Mr. Avila was convicted of causing the tragic death of a nineteen-month old child in his care in El Paso in 2001. He has consistently maintained his innocence over the past twelve years. Newly available scientific evidence has come to light that strongly points to Mr. Avila's innocence.
Attorney for Mr. Avila, Cathryn Crawford of the Texas Defender Service (TDS), says the legislature and Gov. Perry passed SB 344 to create an avenue for defendants to challenge their convictions if they were gained through outdated forensic techniques.
“When passing the law, legislators specifically mentioned its application to infant death cases,” says Crawford. “My client, Mr. Avila, is a prime example for its existence.”
Texas Defender Service argues that before Texas proceeds with the execution of Avila, he should be granted the opportunity to present a biomechanical analysis of the cause of death and the testimony of a forensic pathologist. If the court orders an evidentiary hearing, it will become clear that today’s science shows that this case involves the tragic, accidental death of an infant.
Dr. Janice Ophoven, a pediatric forensic pathologist, agrees that Mr. Avila’s conviction should be re-examined in light of this newly available evidence, “The field of biomechanics is an essential framework that must considered by the court in Mr. Avila’s case.”
In addition to the newly available scientific evidence, which strongly points to Mr. Avila’s innocence, Crawford argues that the case also contains serious flaws that call into question the integrity of the conviction, namely Mr. Avila’s false confession and the questionable testimony of the 4-year old brother.
Professor Steven Drizin, Assistant Dean of the Bluhm Legal Clinic at Northwestern University School of Law and staff attorney at the Center on Wrongful Convictions, says that the signed confession in Mr. Avila’s case contains many of the hallmark problems he has seen in wrongful convictions in which the innocent person confesses to the crime. “False confessions are a tragic but common phenomena and justice requires that we be critical of confessions when they are secured using improper techniques and, mostly importantly, when the case has scientific evidence that points to likely innocence,” says Drizin. “Both of these factors exist in Mr. Avila’s case, which greatly calls into the question the validity of his alleged confession.”

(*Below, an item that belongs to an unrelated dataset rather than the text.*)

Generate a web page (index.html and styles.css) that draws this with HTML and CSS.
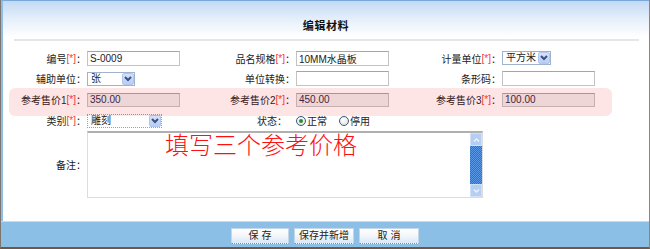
FILE: index.html
```html
<!DOCTYPE html>
<html lang="zh">
<head>
<meta charset="utf-8">
<title>编辑材料</title>
<link rel="stylesheet" href="styles.css">
</head>
<body>
<div class="frame">
  <div class="panel">
    <div class="header"><h1 class="title">编辑材料</h1></div>
    <div class="rule"></div>
    <div class="form">
      <label class="lbl">编号<span class="req">[*]</span>：</label>
      <div class="cell"><input class="txt" type="text" value="S-0009"></div>
      <label class="lbl">品名规格<span class="req">[*]</span>：</label>
      <div class="cell"><input class="txt" type="text" value="10MM水晶板"></div>
      <label class="lbl">计量单位<span class="req">[*]</span>：</label>
      <div class="cell"><div class="select w49"><span class="val">平方米</span><span class="btn"><svg width="8" height="6" viewBox="0 0 8 6"><polyline points="1,1 4,4 7,1" fill="none" stroke="#3d5179" stroke-width="2"/></svg></span></div></div>

      <label class="lbl">辅助单位：</label>
      <div class="cell"><div class="select w48"><span class="val">张</span><span class="btn"><svg width="8" height="6" viewBox="0 0 8 6"><polyline points="1,1 4,4 7,1" fill="none" stroke="#3d5179" stroke-width="2"/></svg></span></div></div>
      <label class="lbl">单位转换：</label>
      <div class="cell"><input class="txt" type="text" value=""></div>
      <label class="lbl">条形码：</label>
      <div class="cell"><input class="txt" type="text" value=""></div>

      <label class="lbl">参考售价1<span class="req">[*]</span>：</label>
      <div class="cell"><input class="txt grey" type="text" value="350.00"></div>
      <label class="lbl">参考售价2<span class="req">[*]</span>：</label>
      <div class="cell"><input class="txt grey" type="text" value="450.00"></div>
      <label class="lbl">参考售价3<span class="req">[*]</span>：</label>
      <div class="cell"><input class="txt grey" type="text" value="100.00"></div>

      <label class="lbl">类别<span class="req">[*]</span>：</label>
      <div class="cell"><div class="select w75 dotted"><span class="val">雕刻</span><span class="btn"><svg width="8" height="6" viewBox="0 0 8 6"><polyline points="1,1 4,4 7,1" fill="none" stroke="#3d5179" stroke-width="2"/></svg></span></div></div>
      <label class="lbl lbl-status">状态：</label>
      <div class="cell radios span3">
        <span class="radio checked"></span><span class="rtext">正常</span>
        <span class="radio"></span><span class="rtext">停用</span>
      </div>

      <label class="lbl">备注：</label>
      <div class="cell span5">
        <div class="textarea">
          <div class="ta-body"></div>
          <div class="scrollbar">
            <div class="sb-btn"><svg width="7" height="4" viewBox="0 0 7 4"><polyline points="1,3.5 3.5,1 6,3.5" fill="none" stroke="#eaf2fd" stroke-width="1.4"/></svg></div>
            <div class="sb-thumb"></div>
            <div class="sb-btn"><svg width="7" height="4" viewBox="0 0 7 4"><polyline points="1,0.5 3.5,3 6,0.5" fill="none" stroke="#eaf2fd" stroke-width="1.4"/></svg></div>
          </div>
        </div>
      </div>
    </div>
  </div>
  <div class="footer">
    <button class="fbtn b1" type="button">保 存</button>
    <button class="fbtn b2" type="button">保存并新增</button>
    <button class="fbtn b3" type="button">取 消</button>
  </div>
  <div class="band"></div>
  <div class="note">填写三个参考价格</div>
</div>
</body>
</html>
```

FILE: styles.css
```css
* { box-sizing: border-box; }
html, body { margin: 0; padding: 0; background: #fff; }
body {
  font-family: "Liberation Sans", "Noto Sans CJK SC", sans-serif;
  font-size: 10px;
  color: #222;
}
.frame {
  position: relative;
  width: 650px;
  height: 249px;
  border-left: 1px solid #7d7470;
  border-right: 1px solid #8a8585;
  border-bottom: 2px solid #735644;
  background: #8bbfe5;
  display: flex;
  flex-direction: column;
}
.panel {
  height: 221px;
  background: #fff;
  border-top: 1px solid #7aa8d8;
  border-left: 2px solid #8bbfe5;
  display: flex;
  flex-direction: column;
}
.header {
  height: 38px;
  background: linear-gradient(#c3daf3 0%, #e3eefa 45%, #ffffff 95%);
  display: flex;
  justify-content: center;
  padding-top: 18px;
}
.title {
  margin: 0;
  font-size: 11px;
  line-height: 14px;
  font-weight: bold;
  color: #111;
  letter-spacing: 0.6px;
}
.rule {
  height: 2px;
  background: #e6e6e6;
  margin: 0 10px 0 11px;
}
.form {
  display: grid;
  grid-template-columns: 83px 114px 95px 115px 91px 1fr;
  grid-template-rows: 20px 21px 21px 21px 67px;
  padding-top: 7px;
}
.lbl {
  display: flex;
  align-items: center;
  justify-content: flex-end;
  white-space: nowrap;
  padding-right: 0;
  color: #222;
}
.lbl-status { padding-right: 8px; }
.req { color: #f23c3c; }
.cell {
  display: flex;
  align-items: center;
  padding-left: 1px;
}
.span3 { grid-column: span 3; }
.span5 { grid-column: span 5; align-items: stretch; }
.txt {
  width: 93px;
  height: 15px;
  padding: 0 2px;
  margin: 0;
  font: inherit;
  font-size: 10px;
  color: #222;
  border: 1px solid #c3c3c3;
  border-top-color: #a5a5a5;
  background: #fff;
  outline: none;
}
.txt.grey { background: #efefef; height: 14px; color: #2a2a4a; }
.select {
  height: 14px;
  border: 1px solid #9fb4cc;
  background: #fff;
  display: flex;
  align-items: stretch;
}
.select.dotted { border: 1px dotted #8ca4c4; }
.w48 { width: 48px; }
.w49 { width: 49px; }
.w75 { width: 75px; }
.val {
  flex: 1;
  padding-left: 3px;
  display: flex;
  align-items: center;
  line-height: 1;
}
.btn {
  width: 12px;
  margin: 0;
  background: linear-gradient(#d4e1fc, #b9cdf8);
  border: 1px solid #b3c7ee;
  border-radius: 2px;
  display: flex;
  align-items: center;
  justify-content: center;
}
.radios { gap: 0; }
.radio {
  width: 10px;
  height: 10px;
  border-radius: 50%;
  border: 1px solid #355a86;
  background: radial-gradient(circle at 40% 35%, #fff 0%, #e6e6e0 70%, #cfd2d6 100%);
  display: inline-flex;
  align-items: center;
  justify-content: center;
  margin-right: 1px;
}
.radio.checked::after {
  content: "";
  width: 4px;
  height: 4px;
  border-radius: 50%;
  background: #2f8a35;
}
.rtext { margin-right: 12px; }
.textarea {
  width: 396px;
  height: 67px;
  border: 1px solid #dcdcdc;
  border-top: 2px solid #b0b0b0;
  display: flex;
  background: #fff;
}
.ta-body { flex: 1; }
.scrollbar {
  width: 12px;
  display: flex;
  flex-direction: column;
  background: #dbe8f9;
}
.sb-btn {
  height: 13px;
  background: #b5cff3;
  border: 1px solid #cfe0f8;
  display: flex;
  align-items: center;
  justify-content: center;
}
.sb-thumb {
  flex: 1;
  background-color: #3f82d9;
  background-image: repeating-conic-gradient(#2f6fd0 0 25%, #5a98e6 0 50%);
  background-size: 2px 2px;
}
.footer {
  flex: 1;
  border-top: 1px solid #c2dcf2;
  display: flex;
  justify-content: center;
  align-items: flex-start;
  padding-top: 6px;
  gap: 5px;
}
.fbtn {
  height: 16px;
  padding: 0;
  margin: 0;
  font: inherit;
  font-size: 10px;
  color: #222;
  background: linear-gradient(#ffffff, #f2f6fb 50%, #dbe7f4);
  border: 1px solid #c4d6e9;
  border-bottom: 1px dotted #6f90b8;
  line-height: 14px;
}
.b1 { width: 58px; }
.b2 { width: 60px; }
.b3 { width: 60px; }
.band {
  position: absolute;
  left: 8px;
  top: 88px;
  width: 603px;
  height: 28px;
  border-radius: 6px;
  background: rgba(250, 0, 0, 0.1);
  pointer-events: none;
}
.note {
  position: absolute;
  left: 164px;
  top: 131px;
  font-family: "Noto Sans CJK SC", sans-serif;
  font-size: 24px;
  font-weight: 300;
  line-height: 26px;
  color: #ff1010;
  white-space: nowrap;
  pointer-events: none;
}
```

Additionally, Mr. Avila's conviction rests partly on the testimony of the infant’s four-year-old brother. Dr. Maggie Bruck, child psychologist in the Division of Child and Adolescent Psychiatry at The Johns Hopkins Hospital comments that, “the child’s statements at trial are inconsistent, contradictory, and the result of highly pressurized interviewing techniques.” Crawford adds that, “child psychologists, and common sense, suggest that a death sentence cannot rest on statements made by a suggestible and grieving child.”

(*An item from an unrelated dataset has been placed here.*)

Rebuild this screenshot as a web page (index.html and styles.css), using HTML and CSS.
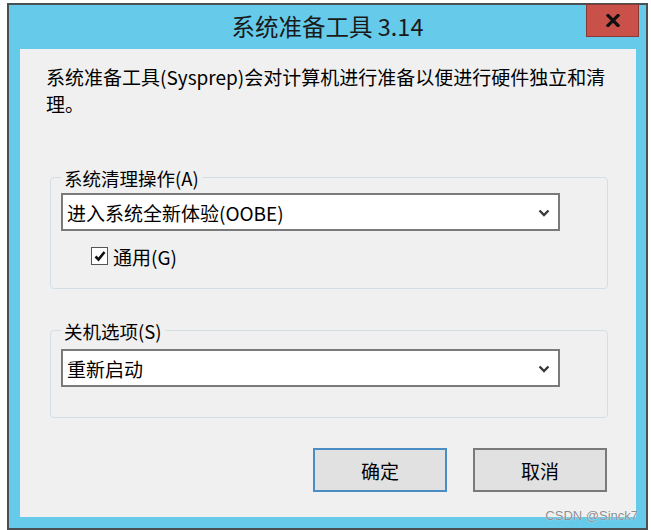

After the El Paso trial court certifies the petition this week, Texas Defender Service will deliver copies of an application for writ of habeas to the Texas Court of Criminal Appeals (CCA), asking that the CCA to allow Mr. Avila to present the evidence in an evidentiary hearing in the trial court.
“The State of Texas cannot proceed with an execution without considering legitimate and persuasive claims of innocence,” comments Crawford. “There is no room for uncertainty when it comes to the ultimate punishment.”